Slow fp16 matrix multiplication performance on CPU with avx512_fp16 support
Summary
Hello, I've seen master branch added AVX512FP16 support last year so i did some test, but found there's some strange performance result.
The fp16(type _Float16) matrix multiplication is pretty slow on CPU with avx512_fp16 support(tested on Intel(R) Xeon(R) Platinum 8480+)
May I ask is this as expected?

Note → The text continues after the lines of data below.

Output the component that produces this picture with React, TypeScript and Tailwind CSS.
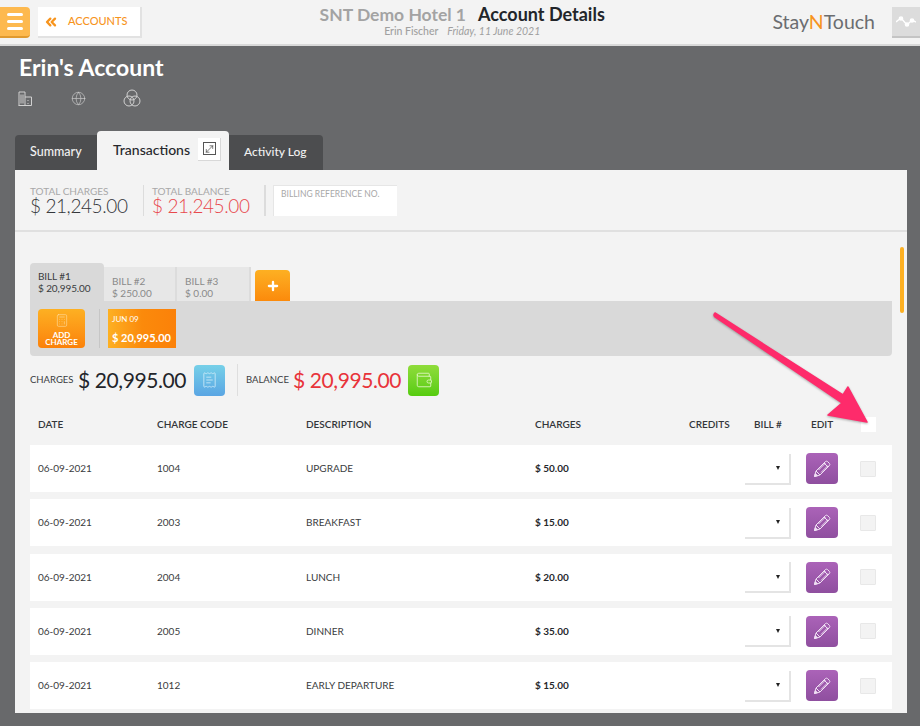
import React from 'react';
import { ChevronsLeft, Globe, MoveDiagonal, Plus, Calculator, Wallet, ReceiptText } from 'lucide-react';

interface Charge {
  date: string;
  code: string;
  description: string;
  amount: string;
}

const charges: Charge[] = [
  { date: '06-09-2021', code: '1004', description: 'UPGRADE', amount: '$ 50.00' },
  { date: '06-09-2021', code: '2003', description: 'BREAKFAST', amount: '$ 15.00' },
  { date: '06-09-2021', code: '2004', description: 'LUNCH', amount: '$ 20.00' },
  { date: '06-09-2021', code: '2005', description: 'DINNER', amount: '$ 35.00' },
  { date: '06-09-2021', code: '1012', description: 'EARLY DEPARTURE', amount: '$ 15.00' }
];

const columns = 'grid grid-cols-[119px_149px_229px_154px_56px_61px_54px_32px] items-center pl-2';

const Header = () => (
  <header className="h-[46px] bg-[#f3f3f3] border-b-2 border-[#d9d9d9] flex items-center relative">
    <button className="w-[30px] h-[31px] mt-[1px] bg-[#fdb94f] border-b-2 border-[#e09a30] rounded-r-sm flex flex-col items-center justify-center gap-[4px]">
      <span className="w-[16px] h-[3px] bg-white rounded-sm" />
      <span className="w-[16px] h-[3px] bg-white rounded-sm" />
      <span className="w-[16px] h-[3px] bg-white rounded-sm" />
    </button>
    <button className="ml-2 mt-[1px] w-[104px] h-[31px] bg-white border-r-2 border-b-2 border-[#e2e2e2] flex items-center pl-[5px] text-[#f7941d] text-[11px] font-medium">
      <ChevronsLeft className="w-[16px] h-[16px]" strokeWidth={3.5} />
      <span className="ml-[9px]">ACCOUNTS</span>
    </button>
    <div className="flex-1 flex flex-col items-center pl-[10px] -mt-[3px]">
      <div className="flex items-baseline gap-[12px] leading-[18px]">
        <span className="text-[17.5px] font-bold text-[#a3a3a3]">SNT Demo Hotel 1</span>
        <span className="text-[18px] font-bold text-[#22252a]">Account Details</span>
      </div>
      <div className="flex gap-[9px] text-[10.5px] leading-[12px] text-[#a0a0a0] mt-[1px]">
        <span className="font-medium">Erin Fischer</span>
        <span className="italic">Friday, 11 June 2021</span>
      </div>
    </div>
    <div className="text-[19.5px] text-[#6b6d70] mr-[17px]">
      Stay<span className="text-[#f7941d]">N</span>Touch
    </div>
    <button className="w-[28px] h-[31px] mt-[1px] bg-[#dcdcdc] border-b-2 border-[#c4c4c4] flex items-center justify-center">
      <svg width="20" height="12" viewBox="0 0 20 12" fill="none" stroke="white" strokeWidth="1.4">
        <path d="M0 6 L5 2 L11 9 L16 4 L20 6" />
        <circle cx="5" cy="2.5" r="1.6" fill="white" />
        <circle cx="11" cy="8.5" r="1.6" fill="white" />
        <circle cx="16" cy="4.5" r="1.6" fill="white" />
      </svg>
    </button>
  </header>
);

const TabBar = () => (
  <div className="flex items-end h-[39px] ml-[15px]">
    <div className="w-[82px] h-[35px] bg-[#4c4d4f] rounded-tl-sm flex items-center pl-[15px] text-[12.5px] font-medium text-[#f1f1f1]">Summary</div>
    <div className="w-[132px] h-[39px] bg-[#f3f3f3] rounded-t-sm flex items-center pl-[16px] pb-[3px] text-[14px] font-medium text-[#26282c]">
      Transactions
      <span className="ml-[8px] w-[23px] h-[23px] bg-white border-r border-b border-[#d8d8d8] flex items-center justify-center">
        <span className="w-[13px] h-[13px] border border-[#555] flex items-center justify-center">
          <MoveDiagonal className="w-[12px] h-[12px] text-[#333]" strokeWidth={1.4} />
        </span>
      </span>
    </div>
    <div className="w-[94px] h-[35px] bg-[#4c4d4f] rounded-tr-sm flex items-center pl-[15px] pb-[1px] text-[12px] font-medium text-[#f1f1f1]">Activity Log</div>
  </div>
);

const Totals = () => (
  <div className="h-[62px] border-b-2 border-[#e0e0e0] flex items-start pl-[15px] pt-[15px] whitespace-nowrap">
    <div className="w-[113px] h-[31px] pt-[1px] flex flex-col">
      <span className="text-[10px] leading-[11px] text-[#a8a8a8]">TOTAL CHARGES</span>
      <span className="text-[19px] leading-[17px] font-light tracking-[-0.4px] text-[#33363a]">$ 21,245.00</span>
    </div>
    <div className="w-[121px] h-[31px] pt-[1px] border-l border-[#dcdcdc] pl-[8px] flex flex-col">
      <span className="text-[10px] leading-[11px] text-[#a8a8a8]">TOTAL BALANCE</span>
      <span className="text-[19px] leading-[17px] font-light tracking-[-0.4px] text-[#e8474c]">$ 21,245.00</span>
    </div>
    <div className="h-[31px] border-l-2 border-[#dcdcdc]" />
    <div className="ml-[7px] w-[124px] h-[31px] bg-white border-l border-t border-[#e6e6e6] pl-[7px] text-[8.5px] leading-[16px] text-[#a8a8a8]">
      BILLING REFERENCE NO.
    </div>
  </div>
);

const BillTabs = () => (
  <div className="flex items-end h-[38px] mt-[31px] ml-[15px]">
    <div className="w-[74px] h-[38px] bg-[#d9d9d9] rounded-t-sm pl-[8px] pt-[7px] text-[10px] leading-[12px] tracking-[-0.1px] text-[#3a3c40]">
      BILL #1
      <div>$ 20,995.00</div>
    </div>
    <div className="w-[73px] h-[34px] bg-[#e7e7e7] border-r-2 border-[#dcdcdc] pl-[8px] pt-[8px] text-[10px] leading-[12px] text-[#8a8a8a]">
      BILL #2
      <div>$ 250.00</div>
    </div>
    <div className="w-[74px] h-[34px] bg-[#e7e7e7] border-r-2 border-[#dcdcdc] pl-[8px] pt-[8px] text-[10px] leading-[12px] text-[#8a8a8a]">
      BILL #3
      <div>$ 0.00</div>
    </div>
    <button className="ml-[4px] w-[35px] h-[31px] bg-gradient-to-b from-[#fdb022] to-[#fb8a0b] rounded-t-sm flex items-center justify-center">
      <Plus className="w-[14px] h-[14px] text-white" strokeWidth={4} />
    </button>
  </div>
);

const DayPanel = () => (
  <div className="mx-[15px] h-[55px] bg-[#d9d9d9] rounded-b-sm flex items-center pl-[8px] pb-[1px]">
    <button className="w-[47px] h-[39px] bg-gradient-to-b from-[#fdb022] to-[#fb8109] rounded-sm flex flex-col items-center text-white text-[8px] leading-[7px] font-bold pt-[3px]">
      <Calculator className="w-[14px] h-[17px] text-[#fde0a8] mb-[3px]" strokeWidth={1} />
      <span className="w-[36px] text-center">ADD CHARGE</span>
    </button>
    <div className="w-px h-[39px] bg-[#c6c6c6] ml-[14px] mr-[8px]" />
    <div className="w-[68px] h-[39px] bg-gradient-to-r from-[#fdb022] via-[#fb8a0b] to-[#fb8109] text-white pl-[4px] pt-[5px]">
      <div className="text-[8px] leading-[10px]">JUN 09</div>
      <div className="text-[11px] leading-[14px] font-bold mt-[7px] whitespace-nowrap">$ 20,995.00</div>
    </div>
  </div>
);

const Balances = () => (
  <div className="mt-2 ml-[15px] h-[32px] flex items-center whitespace-nowrap">
    <span className="w-[43px] text-[9.5px] text-[#3a3c40]">CHARGES</span>
    <span className="ml-[5px] w-[108px] text-[21px] tracking-[-0.4px] text-[#22252a]">$ 20,995.00</span>
    <button className="ml-[8px] w-[31px] h-[31px] bg-gradient-to-b from-[#76d0e8] to-[#5aa5e3] rounded-sm flex items-center justify-center">
      <ReceiptText className="w-[17px] h-[18px] text-[#d8f0fa]" strokeWidth={1.1} />
    </button>
    <div className="w-px h-[32px] bg-[#dedede] ml-[12px] mr-[8px]" />
    <span className="w-[42px] text-[9.5px] text-[#3a3c40]">BALANCE</span>
    <span className="ml-[5px] w-[107px] text-[21px] tracking-[-0.4px] text-[#e8333a]">$ 20,995.00</span>
    <button className="ml-[8px] w-[31px] h-[31px] bg-gradient-to-b from-[#8fdc3a] to-[#55cc0d] rounded-sm flex items-center justify-center">
      <Wallet className="w-[18px] h-[18px] text-[#e4f8c9]" strokeWidth={1.1} />
    </button>
  </div>
);

const PencilIcon = () => (
  <svg width="18" height="18" viewBox="0 0 18 18" fill="none" stroke="#f0e0f4" strokeWidth="1" strokeLinejoin="round">
    <path d="M1.5 16.5 L3 11 L12.5 1.5 Q13.5 0.8 14.5 1.5 L16.5 3.5 Q17.2 4.5 16.5 5.5 L7 15 Z" />
    <path d="M3 11 L7 15 M11 3 L15 7 M5.5 10 L12.5 3 M8 12.5 L15 5.5" />
    <path d="M1.5 16.5 L2.3 13.5 L4.5 15.7 Z" fill="#f0e0f4" />
  </svg>
);

const ChargeTable = () => (
  <div className="mx-[15px]">
    <div className={`${columns} h-[49px] pt-[7px] text-[10px] font-semibold text-[#33363a]`}>
      <span>DATE</span>
      <span>CHARGE CODE</span>
      <span>DESCRIPTION</span>
      <span>CHARGES</span>
      <span>CREDITS</span>
      <span className="pl-[9px]">BILL #</span>
      <span className="pl-[5px]">EDIT</span>
      <span className="w-[15px] h-[15px] bg-white ml-[1px]" />
    </div>
    <div className="flex flex-col gap-[7.25px]">
      {charges.map((charge) => (
        <div key={charge.code} className={`${columns} h-[47px] bg-white text-[10px] text-[#3a3c40]`}>
          <span>{charge.date}</span>
          <span>{charge.code}</span>
          <span>{charge.description}</span>
          <span className="font-bold text-[#26282c]">{charge.amount}</span>
          <span />
          <div className="w-[46px] h-[31px] mt-[1px] border-r-2 border-b-2 border-[#e4e4e4] flex items-center justify-end pr-[9px]">
            <span className="w-0 h-0 border-l-[2.5px] border-r-[2.5px] border-t-[4px] border-l-transparent border-r-transparent border-t-[#222]" />
          </div>
          <button className="w-[32px] h-[31px] bg-gradient-to-b from-[#ab63b8] to-[#8f4f9f] rounded-sm flex items-center justify-center">
            <PencilIcon />
          </button>
          <span className="w-[16px] h-[16px] bg-[#f3f3f3] border border-[#e8e8e8] rounded-[1px]" />
        </div>
      ))}
    </div>
  </div>
);

const Arrow = () => (
  <svg className="absolute left-[710px] top-[310px] drop-shadow-[0_1px_1px_rgba(0,0,0,0.3)]" width="170" height="125" viewBox="0 0 170 125">
    <path
      d="M5 3 Q3 5 5 7 L132 93 L118 105 L157 112 L138 77 L133 85 Z"
      fill="#fe2b6b"
      stroke="#fe2b6b"
      strokeWidth="1.5"
      strokeLinejoin="round"
    />
  </svg>
);

const App = () => {
  return (
    <div className="w-[920px] h-[726px] overflow-hidden relative bg-[#68696b]" style={{ fontFamily: 'Lato, "Noto Sans", sans-serif' }}>
      <Header />
      <h1 className="ml-[19px] mt-[7px] text-[23px] leading-[28px] font-bold text-white">Erin's Account</h1>
      <div className="ml-[18px] mt-[9px] h-[16px] flex items-center text-[#d0d0d0]">
        <svg className="w-[15px] h-[15px]" viewBox="0 0 15 15" fill="none" stroke="currentColor" strokeWidth="1">
          <path d="M1 14.5V1h6v13.5M7 6h6.5v8.5H0.5M3 3.5v9M5 3.5v9M10 9v1M10 12v1" />
        </svg>
        <Globe className="w-[15px] h-[15px] ml-[38px]" strokeWidth={1} />
        <svg className="ml-[37px] w-[18px] h-[18px]" viewBox="0 0 18 18" fill="none" stroke="currentColor" strokeWidth="1">
          <circle cx="9" cy="6" r="5" />
          <circle cx="6" cy="12" r="5" />
          <circle cx="12" cy="12" r="5" />
        </svg>
      </div>
      <div className="mt-[25px]">
        <TabBar />
      </div>
      <main className="ml-[15px] w-[892px] h-[543px] bg-[#f3f3f3]">
        <Totals />
        <BillTabs />
        <DayPanel />
        <Balances />
        <ChargeTable />
      </main>
      <div className="absolute left-[900px] top-[247px] w-[4px] h-[66px] bg-[#fdb022] rounded-sm" />
      <Arrow />
    </div>
  );
};

export default App;
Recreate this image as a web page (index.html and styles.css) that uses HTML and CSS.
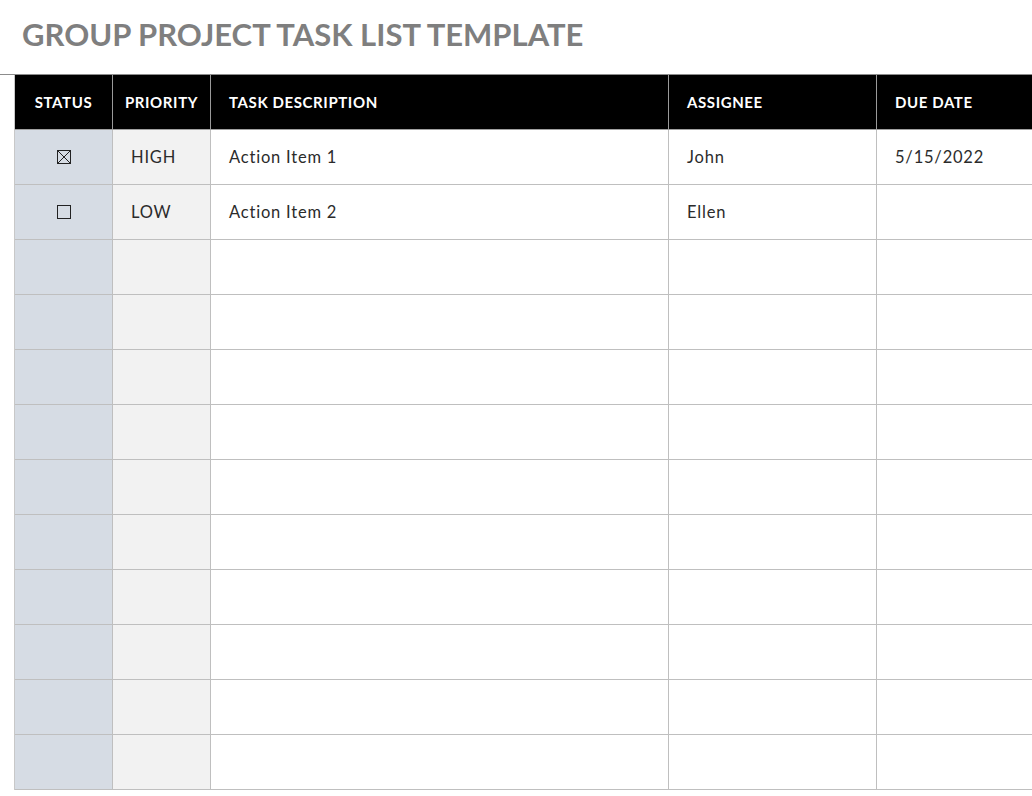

Thanks in advance!
Environment
- Operating System : Linux
- Architecture : x64
- Eigen Version : master
- Compiler Version : Gcc13.2.0
- Compile Flags : -O3 -march=native -mavx512f -mavx512fp16 -mavx512vl -ffast-math
- Vector Extension : AVX512f AVX512FP16
Minimal Example
template<typename MatA, typename MatB>
MatA calcMat(const MatA& p_MatA, const MatB& p_MatB)
{
return p_MatA * p_MatB;
}
tested with combination:
float:
MatA = Eigen::Matrix<float, Eigen::Dynamic, Eigen::Dynamic, Eigen::RowMajor>
MatB = Eigen::Matrix<float, Eigen::Dynamic, Eigen::Dynamic, Eigen::ColMajor>
_Float16:
MatA = Eigen::Matrix<_Float16, Eigen::Dynamic, Eigen::Dynamic, Eigen::RowMajor>
MatB = Eigen::Matrix<_Float16, Eigen::Dynamic, Eigen::Dynamic, Eigen::ColMajor>
half:
MatA = Eigen::Matrix<Eigen::half, Eigen::Dynamic, Eigen::Dynamic, Eigen::RowMajor>
MatB = Eigen::Matrix<Eigen::half, Eigen::Dynamic, Eigen::Dynamic, Eigen::ColMajor>
Steps to reproduce
- first step
- second step
- ...
What is the current bug behavior?
When MatA is 1000000x768 and MatB is 768x500:
_Float16 matrix multiplication uses more than 10 times of time compares to float matrix(87.5242sec vs 6.75557sec)
Eigen::Half uses 2 times of time compares to float matrix(13.1653sec vs 6.75557sec)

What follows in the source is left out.